Quanto às lembranças do próprio Dalio, escreve Copeland, o público tem muitas oportunidades de lê-las ou ouvi-las a qualquer momento.
Primeiro, porque escreveu um livro que mistura memórias e autoajuda e se tornou best-seller. Depois, na última década, concedeu centenas de entrevistas à imprensa em cinco continentes, pregando “o evangelho de Ray”. E apareceu nas principais redes de TV e canais a cabo, podcasts e capas de revistas.
Nada menos do que 2,5 milhões de pessoas o seguem no LinkedIn. Sua palestra do TED Talks foi vista quase 7 milhões de vezes, e seu vídeo mais popular no YouTube, mais de 34 milhões de vezes.
“Dalio está longe de ser o primeiro financista a desenvolver um gosto pelos holofotes, mas talvez ele seja o primeiro a afirmar que descobriu sozinho a solução para o que vê como dois dos maiores desafios da humanidade: nossa relutância em discordar uns dos outros e nosso desejo de buscar vidas significativas”.

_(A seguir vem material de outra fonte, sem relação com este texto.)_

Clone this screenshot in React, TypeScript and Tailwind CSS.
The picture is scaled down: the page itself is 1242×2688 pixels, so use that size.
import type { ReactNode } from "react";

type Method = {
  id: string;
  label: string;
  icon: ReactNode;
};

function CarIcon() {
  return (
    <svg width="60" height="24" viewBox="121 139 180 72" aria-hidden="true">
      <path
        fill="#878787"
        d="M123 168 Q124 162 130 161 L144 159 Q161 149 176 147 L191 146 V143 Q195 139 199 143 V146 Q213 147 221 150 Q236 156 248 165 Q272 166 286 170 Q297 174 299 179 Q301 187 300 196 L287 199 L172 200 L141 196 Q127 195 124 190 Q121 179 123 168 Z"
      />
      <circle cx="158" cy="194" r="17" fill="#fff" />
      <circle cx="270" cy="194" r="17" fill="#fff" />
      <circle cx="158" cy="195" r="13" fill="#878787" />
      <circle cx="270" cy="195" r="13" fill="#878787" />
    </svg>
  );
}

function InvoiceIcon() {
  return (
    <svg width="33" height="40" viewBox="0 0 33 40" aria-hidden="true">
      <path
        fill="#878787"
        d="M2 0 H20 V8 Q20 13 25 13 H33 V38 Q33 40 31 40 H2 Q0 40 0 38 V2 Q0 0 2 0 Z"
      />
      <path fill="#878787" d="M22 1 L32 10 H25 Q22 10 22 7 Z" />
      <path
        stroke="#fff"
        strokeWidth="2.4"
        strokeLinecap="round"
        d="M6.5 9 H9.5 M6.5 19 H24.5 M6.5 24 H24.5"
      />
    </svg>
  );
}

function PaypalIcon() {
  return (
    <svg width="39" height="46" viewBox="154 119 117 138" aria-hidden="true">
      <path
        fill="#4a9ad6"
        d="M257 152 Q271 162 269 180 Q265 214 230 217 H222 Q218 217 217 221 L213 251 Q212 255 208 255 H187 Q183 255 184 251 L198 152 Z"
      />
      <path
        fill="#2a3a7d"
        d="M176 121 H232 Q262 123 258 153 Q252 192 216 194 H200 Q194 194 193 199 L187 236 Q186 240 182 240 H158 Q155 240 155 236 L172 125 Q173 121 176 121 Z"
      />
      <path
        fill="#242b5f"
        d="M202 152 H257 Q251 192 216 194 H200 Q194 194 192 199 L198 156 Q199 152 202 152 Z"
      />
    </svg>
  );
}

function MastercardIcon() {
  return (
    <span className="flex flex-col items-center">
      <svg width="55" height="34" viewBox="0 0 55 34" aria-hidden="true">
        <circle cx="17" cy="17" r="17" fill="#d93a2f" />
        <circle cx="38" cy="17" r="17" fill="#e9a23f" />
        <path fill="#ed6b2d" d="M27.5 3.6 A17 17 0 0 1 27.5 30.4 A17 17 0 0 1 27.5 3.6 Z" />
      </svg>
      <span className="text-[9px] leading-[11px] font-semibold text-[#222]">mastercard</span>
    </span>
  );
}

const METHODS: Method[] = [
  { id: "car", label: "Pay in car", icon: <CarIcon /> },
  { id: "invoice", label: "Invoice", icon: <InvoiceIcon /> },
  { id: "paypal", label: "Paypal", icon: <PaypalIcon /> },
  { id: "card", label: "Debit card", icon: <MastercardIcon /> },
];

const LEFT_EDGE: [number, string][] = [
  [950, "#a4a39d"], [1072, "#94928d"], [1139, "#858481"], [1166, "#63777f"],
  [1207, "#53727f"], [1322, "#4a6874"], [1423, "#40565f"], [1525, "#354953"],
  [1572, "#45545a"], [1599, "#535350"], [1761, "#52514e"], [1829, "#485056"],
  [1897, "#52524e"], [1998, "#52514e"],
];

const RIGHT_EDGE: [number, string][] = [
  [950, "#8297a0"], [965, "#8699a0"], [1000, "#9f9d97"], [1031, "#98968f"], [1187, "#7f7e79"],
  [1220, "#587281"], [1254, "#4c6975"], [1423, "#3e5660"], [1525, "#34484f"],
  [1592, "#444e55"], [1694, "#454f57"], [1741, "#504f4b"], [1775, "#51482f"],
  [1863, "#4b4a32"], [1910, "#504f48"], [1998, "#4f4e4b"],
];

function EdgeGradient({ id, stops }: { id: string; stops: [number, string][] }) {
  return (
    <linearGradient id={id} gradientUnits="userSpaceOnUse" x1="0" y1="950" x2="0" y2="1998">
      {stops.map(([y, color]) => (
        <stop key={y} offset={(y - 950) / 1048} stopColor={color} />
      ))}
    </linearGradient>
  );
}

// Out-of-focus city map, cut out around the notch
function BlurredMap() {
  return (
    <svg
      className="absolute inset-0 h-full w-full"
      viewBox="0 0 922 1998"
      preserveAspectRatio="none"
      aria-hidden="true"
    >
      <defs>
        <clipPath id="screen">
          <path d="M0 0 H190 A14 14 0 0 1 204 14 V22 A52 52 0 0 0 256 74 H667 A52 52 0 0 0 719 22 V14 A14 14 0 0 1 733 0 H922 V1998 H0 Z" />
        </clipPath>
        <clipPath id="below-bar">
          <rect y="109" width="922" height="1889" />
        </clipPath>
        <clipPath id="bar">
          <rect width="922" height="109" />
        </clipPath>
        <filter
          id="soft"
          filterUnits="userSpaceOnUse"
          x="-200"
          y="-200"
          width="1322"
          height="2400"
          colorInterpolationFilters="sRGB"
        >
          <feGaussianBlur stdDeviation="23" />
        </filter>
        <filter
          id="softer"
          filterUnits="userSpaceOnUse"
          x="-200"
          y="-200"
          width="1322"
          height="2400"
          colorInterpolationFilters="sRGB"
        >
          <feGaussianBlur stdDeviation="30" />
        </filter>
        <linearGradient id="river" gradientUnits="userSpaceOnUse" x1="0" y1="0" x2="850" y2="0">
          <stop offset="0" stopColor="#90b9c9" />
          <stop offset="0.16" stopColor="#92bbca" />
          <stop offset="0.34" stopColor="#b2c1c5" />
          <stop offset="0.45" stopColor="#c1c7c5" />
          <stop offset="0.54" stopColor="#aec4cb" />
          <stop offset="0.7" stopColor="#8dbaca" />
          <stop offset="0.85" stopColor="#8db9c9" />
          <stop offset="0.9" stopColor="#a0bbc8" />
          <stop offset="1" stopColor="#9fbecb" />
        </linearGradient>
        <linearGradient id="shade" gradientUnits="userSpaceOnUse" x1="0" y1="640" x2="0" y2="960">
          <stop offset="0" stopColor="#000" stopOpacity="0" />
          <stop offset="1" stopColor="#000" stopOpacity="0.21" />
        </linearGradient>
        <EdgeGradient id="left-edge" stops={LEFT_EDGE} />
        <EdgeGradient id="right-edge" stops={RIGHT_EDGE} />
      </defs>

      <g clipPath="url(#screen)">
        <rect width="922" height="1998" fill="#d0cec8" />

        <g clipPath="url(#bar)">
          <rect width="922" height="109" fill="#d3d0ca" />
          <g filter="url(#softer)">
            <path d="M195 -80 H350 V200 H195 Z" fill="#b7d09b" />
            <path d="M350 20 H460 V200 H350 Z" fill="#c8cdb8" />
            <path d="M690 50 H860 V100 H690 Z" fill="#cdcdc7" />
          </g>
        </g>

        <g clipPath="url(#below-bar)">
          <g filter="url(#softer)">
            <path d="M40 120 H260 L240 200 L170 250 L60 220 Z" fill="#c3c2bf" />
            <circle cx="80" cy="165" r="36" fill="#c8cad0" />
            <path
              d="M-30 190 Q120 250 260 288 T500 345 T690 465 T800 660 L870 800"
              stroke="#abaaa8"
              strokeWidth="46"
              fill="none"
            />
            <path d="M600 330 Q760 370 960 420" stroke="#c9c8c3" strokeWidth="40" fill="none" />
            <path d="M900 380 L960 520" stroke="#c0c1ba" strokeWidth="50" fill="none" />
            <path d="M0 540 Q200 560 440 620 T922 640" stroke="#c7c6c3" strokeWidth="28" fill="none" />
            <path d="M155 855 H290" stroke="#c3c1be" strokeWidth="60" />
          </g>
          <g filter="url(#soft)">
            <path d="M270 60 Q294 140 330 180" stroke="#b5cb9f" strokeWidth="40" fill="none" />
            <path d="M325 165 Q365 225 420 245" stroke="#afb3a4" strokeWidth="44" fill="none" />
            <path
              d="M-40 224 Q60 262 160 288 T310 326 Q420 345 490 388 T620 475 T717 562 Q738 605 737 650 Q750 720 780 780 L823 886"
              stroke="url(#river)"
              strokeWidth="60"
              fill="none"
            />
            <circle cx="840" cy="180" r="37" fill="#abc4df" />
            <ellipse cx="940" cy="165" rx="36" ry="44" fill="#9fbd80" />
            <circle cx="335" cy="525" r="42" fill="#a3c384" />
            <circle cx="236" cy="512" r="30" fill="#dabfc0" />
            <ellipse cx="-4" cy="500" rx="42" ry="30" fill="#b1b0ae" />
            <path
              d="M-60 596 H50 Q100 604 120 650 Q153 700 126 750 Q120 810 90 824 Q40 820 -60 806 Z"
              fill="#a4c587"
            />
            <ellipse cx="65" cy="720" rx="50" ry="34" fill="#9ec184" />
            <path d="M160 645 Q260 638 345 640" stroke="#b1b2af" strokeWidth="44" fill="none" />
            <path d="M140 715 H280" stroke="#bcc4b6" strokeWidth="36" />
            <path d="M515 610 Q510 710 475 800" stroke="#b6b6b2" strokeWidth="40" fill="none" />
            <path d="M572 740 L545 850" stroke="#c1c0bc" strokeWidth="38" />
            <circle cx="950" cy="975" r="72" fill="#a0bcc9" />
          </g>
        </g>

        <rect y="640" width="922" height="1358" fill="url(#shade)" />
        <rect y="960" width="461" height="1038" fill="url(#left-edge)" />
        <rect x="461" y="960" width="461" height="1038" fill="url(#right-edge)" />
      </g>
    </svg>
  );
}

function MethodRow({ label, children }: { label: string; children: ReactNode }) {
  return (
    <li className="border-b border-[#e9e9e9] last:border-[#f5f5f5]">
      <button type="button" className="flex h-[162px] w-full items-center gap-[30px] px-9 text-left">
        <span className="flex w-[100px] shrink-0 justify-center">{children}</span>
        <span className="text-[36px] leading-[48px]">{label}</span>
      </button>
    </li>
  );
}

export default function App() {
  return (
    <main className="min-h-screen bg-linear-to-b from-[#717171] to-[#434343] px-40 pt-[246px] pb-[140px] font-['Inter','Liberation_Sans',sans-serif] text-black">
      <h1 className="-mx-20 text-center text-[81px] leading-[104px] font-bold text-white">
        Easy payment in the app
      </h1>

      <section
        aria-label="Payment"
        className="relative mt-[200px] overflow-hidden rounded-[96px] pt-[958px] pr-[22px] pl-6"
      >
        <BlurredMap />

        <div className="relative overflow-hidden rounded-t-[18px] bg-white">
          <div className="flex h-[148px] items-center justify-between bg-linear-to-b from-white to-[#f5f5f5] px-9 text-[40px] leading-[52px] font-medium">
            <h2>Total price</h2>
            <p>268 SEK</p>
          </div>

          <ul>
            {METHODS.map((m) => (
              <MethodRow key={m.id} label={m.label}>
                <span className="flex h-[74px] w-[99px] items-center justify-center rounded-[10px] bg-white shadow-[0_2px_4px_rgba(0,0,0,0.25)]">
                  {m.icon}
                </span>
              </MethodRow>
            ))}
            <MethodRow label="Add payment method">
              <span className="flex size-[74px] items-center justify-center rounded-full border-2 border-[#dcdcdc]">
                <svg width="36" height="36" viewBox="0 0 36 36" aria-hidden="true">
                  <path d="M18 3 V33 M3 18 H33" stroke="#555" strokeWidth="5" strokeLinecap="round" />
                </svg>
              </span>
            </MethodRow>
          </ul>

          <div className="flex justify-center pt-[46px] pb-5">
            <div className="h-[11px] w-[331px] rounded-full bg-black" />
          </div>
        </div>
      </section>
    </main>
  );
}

Copeland destaca que, por anos, Dalio se apegou à narrativa de que todos os funcionários da Bridgewater são julgados de maneira igualitária, que qualquer diferença de cargo ou de autoridade se deve apenas a um sistema rigoroso com base no mérito:
"A verdade é muito mais orwelliana (referência ao livro 1984, de George Orwell). Na Bridgewater, alguns são mais iguais que outros. Esta é a história de Ray Dalio, o mais igual de todos".